Filter the listing and keep only the lines with the word "React".

> _Information supplied_
━━━━━━━━

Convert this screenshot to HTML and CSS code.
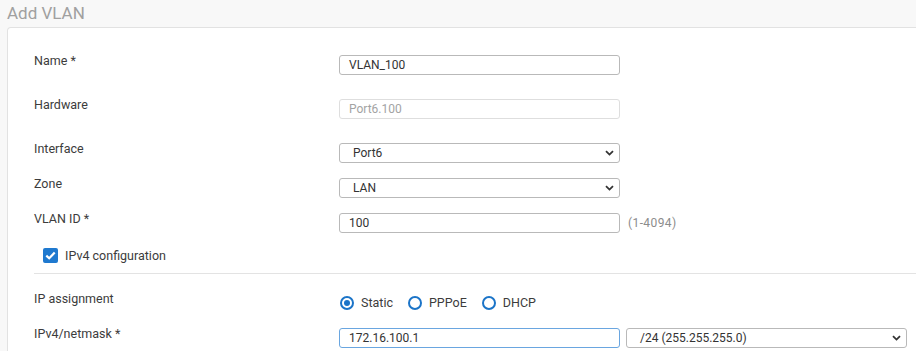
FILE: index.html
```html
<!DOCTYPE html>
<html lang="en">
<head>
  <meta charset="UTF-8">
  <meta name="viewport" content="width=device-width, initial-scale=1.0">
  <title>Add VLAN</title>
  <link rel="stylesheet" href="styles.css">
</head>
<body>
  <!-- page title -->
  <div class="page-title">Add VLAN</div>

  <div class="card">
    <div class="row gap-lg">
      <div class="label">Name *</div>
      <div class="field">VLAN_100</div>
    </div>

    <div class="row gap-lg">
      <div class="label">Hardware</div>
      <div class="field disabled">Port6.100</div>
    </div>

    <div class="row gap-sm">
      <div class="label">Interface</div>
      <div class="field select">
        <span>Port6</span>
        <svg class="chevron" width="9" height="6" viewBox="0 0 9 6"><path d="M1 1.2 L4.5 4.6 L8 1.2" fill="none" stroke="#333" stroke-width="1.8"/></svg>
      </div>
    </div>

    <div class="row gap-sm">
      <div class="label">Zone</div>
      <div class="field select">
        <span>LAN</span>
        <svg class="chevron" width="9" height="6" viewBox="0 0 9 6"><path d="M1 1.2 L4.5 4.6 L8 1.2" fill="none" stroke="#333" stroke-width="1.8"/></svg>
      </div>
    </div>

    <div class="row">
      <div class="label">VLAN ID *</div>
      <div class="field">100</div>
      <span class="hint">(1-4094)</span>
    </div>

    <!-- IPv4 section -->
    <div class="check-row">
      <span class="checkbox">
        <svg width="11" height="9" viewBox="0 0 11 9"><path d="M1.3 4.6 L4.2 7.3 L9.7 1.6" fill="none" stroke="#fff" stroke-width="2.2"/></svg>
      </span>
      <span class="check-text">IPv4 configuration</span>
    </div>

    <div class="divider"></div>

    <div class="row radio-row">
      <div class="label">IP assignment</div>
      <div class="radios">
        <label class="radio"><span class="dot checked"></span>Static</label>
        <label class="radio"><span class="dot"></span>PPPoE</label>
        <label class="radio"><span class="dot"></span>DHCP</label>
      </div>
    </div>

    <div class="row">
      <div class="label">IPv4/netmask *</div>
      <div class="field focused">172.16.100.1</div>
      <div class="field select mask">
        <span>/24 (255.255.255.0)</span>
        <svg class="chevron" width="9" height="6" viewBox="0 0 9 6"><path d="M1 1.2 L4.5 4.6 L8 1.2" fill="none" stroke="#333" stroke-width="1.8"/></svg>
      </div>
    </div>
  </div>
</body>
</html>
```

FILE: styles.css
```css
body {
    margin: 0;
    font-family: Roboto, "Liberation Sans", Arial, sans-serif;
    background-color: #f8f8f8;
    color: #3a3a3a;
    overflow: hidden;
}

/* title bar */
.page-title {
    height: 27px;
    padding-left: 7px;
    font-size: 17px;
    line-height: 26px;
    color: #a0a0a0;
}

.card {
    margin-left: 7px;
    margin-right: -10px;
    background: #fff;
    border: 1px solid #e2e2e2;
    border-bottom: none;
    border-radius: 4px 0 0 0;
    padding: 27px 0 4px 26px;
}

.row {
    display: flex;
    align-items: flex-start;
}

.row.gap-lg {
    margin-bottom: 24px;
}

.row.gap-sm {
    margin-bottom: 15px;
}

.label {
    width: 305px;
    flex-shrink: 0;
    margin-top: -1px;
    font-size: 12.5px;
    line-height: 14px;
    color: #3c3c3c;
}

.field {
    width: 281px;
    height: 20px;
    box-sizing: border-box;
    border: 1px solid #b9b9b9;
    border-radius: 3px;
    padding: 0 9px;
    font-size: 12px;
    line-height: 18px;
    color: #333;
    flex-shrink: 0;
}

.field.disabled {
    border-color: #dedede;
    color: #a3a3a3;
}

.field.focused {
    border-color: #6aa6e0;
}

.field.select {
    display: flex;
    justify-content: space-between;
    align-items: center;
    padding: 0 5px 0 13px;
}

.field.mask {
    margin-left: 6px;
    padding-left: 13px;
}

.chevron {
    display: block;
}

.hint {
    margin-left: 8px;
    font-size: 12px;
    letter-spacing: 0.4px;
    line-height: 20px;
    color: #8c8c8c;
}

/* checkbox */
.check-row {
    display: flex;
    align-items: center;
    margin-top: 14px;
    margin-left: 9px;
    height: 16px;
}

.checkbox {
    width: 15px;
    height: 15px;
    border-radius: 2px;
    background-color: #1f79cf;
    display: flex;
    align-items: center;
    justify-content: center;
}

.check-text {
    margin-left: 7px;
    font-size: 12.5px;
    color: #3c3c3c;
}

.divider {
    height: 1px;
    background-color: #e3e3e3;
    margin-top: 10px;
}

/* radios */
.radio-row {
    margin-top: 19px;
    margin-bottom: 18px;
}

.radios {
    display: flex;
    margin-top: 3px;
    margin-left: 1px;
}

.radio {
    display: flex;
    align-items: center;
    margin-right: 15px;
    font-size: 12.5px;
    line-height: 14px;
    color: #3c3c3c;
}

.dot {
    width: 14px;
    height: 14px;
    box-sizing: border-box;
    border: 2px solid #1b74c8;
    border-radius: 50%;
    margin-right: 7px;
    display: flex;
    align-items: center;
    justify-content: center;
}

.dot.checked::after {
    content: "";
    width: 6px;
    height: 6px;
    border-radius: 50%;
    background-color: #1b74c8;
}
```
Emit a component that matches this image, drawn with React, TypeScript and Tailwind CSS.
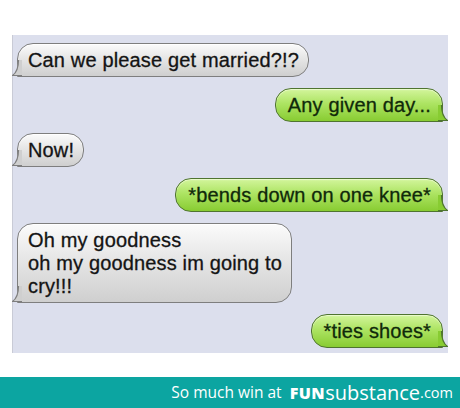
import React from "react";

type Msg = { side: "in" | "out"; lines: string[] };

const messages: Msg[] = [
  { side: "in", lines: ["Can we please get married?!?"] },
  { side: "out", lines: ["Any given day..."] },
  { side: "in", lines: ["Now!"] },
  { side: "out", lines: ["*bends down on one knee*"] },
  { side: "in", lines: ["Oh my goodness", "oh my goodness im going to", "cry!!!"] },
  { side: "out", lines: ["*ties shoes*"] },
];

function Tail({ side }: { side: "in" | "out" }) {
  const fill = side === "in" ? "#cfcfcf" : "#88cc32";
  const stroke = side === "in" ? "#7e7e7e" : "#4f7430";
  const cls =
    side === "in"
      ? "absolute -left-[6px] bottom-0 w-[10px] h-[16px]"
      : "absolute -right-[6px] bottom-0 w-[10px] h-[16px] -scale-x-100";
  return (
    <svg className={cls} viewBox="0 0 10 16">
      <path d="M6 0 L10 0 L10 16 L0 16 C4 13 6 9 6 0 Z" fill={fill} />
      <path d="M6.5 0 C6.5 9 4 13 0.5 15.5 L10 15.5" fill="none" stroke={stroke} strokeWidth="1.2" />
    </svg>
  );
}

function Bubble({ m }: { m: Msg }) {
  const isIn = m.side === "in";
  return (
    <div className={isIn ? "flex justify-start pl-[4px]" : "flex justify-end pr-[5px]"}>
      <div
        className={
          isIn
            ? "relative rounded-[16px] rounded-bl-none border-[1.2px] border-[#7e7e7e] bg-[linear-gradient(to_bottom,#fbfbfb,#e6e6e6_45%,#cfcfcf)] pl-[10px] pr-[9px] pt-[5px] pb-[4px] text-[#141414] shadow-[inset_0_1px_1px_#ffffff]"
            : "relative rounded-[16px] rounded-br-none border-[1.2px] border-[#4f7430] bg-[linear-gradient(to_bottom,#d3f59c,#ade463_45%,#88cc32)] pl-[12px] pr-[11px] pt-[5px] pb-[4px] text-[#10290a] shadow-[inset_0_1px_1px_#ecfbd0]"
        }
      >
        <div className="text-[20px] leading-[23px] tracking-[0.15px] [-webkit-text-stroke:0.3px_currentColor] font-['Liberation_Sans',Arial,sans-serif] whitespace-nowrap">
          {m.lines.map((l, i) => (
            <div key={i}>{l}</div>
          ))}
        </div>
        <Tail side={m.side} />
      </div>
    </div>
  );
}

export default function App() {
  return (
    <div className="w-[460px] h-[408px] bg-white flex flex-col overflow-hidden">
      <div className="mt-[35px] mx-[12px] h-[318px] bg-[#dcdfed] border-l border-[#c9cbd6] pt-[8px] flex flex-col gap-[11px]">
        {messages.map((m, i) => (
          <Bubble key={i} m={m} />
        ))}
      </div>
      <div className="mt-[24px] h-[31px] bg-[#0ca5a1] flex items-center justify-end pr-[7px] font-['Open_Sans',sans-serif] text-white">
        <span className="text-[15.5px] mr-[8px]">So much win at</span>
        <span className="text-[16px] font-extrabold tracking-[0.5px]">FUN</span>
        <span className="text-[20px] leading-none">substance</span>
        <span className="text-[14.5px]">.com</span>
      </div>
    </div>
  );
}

━━━━━━━━

> _Result of the task_
Emit a component that matches this image, drawn with React, TypeScript and Tailwind CSS.
import React from "react";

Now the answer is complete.